SearchQuery model (new search.rs). A struct splitting a query into free-text terms: Vec<String> and extensions: Vec<(String, String)> (ordered; NIP-50 doesn't forbid repeats, and order can matter to relays). Parsing: split on whitespace, treat a token containing : (with a non-empty key before it) as an extension, everything else as a term. Provide:

  • SearchQuery::parse(&str) -> SearchQuery (total, never fails — unknown shapes fall back to terms).
  • Display / to_string() that re-renders to the wire string (terms first or preserve order; planning to decide).
  • Builder helpers: term, extension, plus typed convenience for the spec-defined extensions (domain, language, sentiment, nsfw, include_spam) — optional, decide scope in planning.
  • A bridge to Filter: Filter::add_search can accept impl Into<String> so both a raw string and query.to_string() work; optionally Filter::search_query() to parse the field back out.
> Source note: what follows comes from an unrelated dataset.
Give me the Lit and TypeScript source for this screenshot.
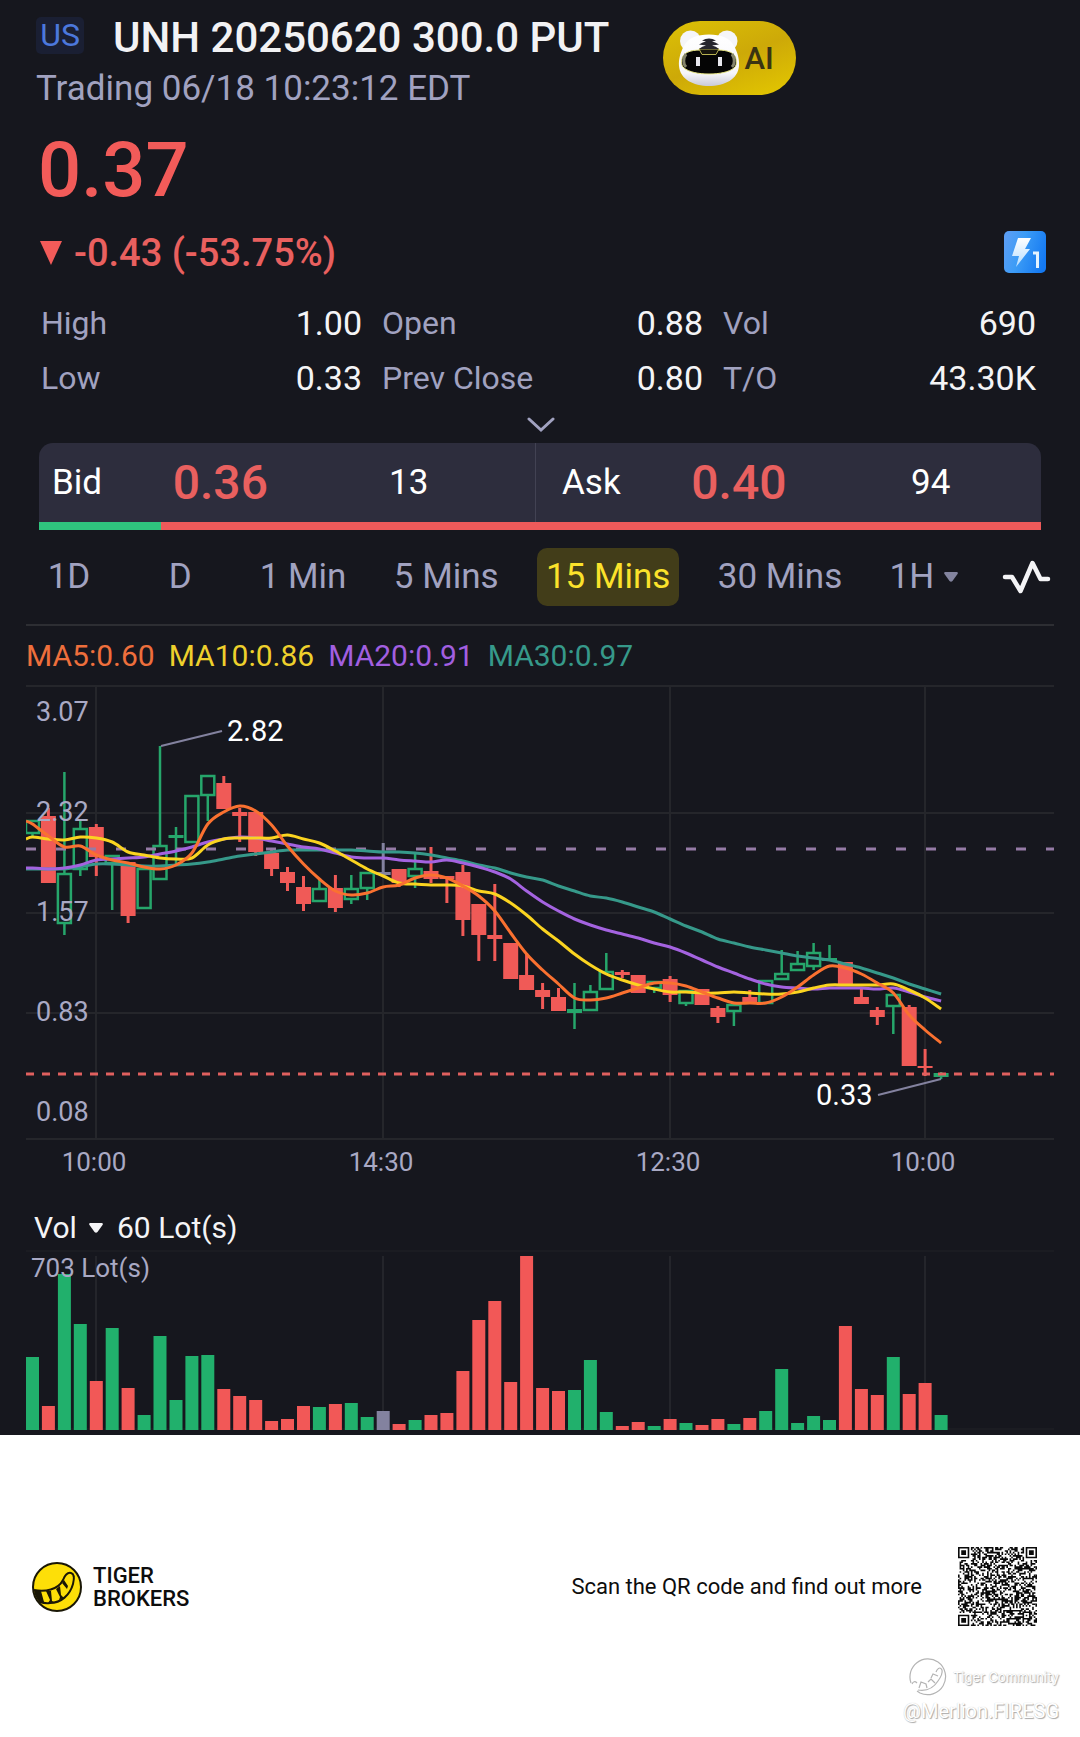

Keep sentiment/nsfw values as strings (or small enums) — leaning toward strings to stay forward-compatible with relay-specific values, with named constructors for the common cases.

Dependencies. None new. Parsing is plain string handling; matching uses std. Avoid pulling in a real FTS engine — out of scope and against the minimal-dependency rule.

Out of scope (defer / mention only). Real relevance ranking; relay-side indexing; NIP-11 search-relay discovery (a networking concern); the order hint from applesauce; multi-field/tag matching beyond content (could mention title/subject as a possible extension but keep the matcher content-only for clarity).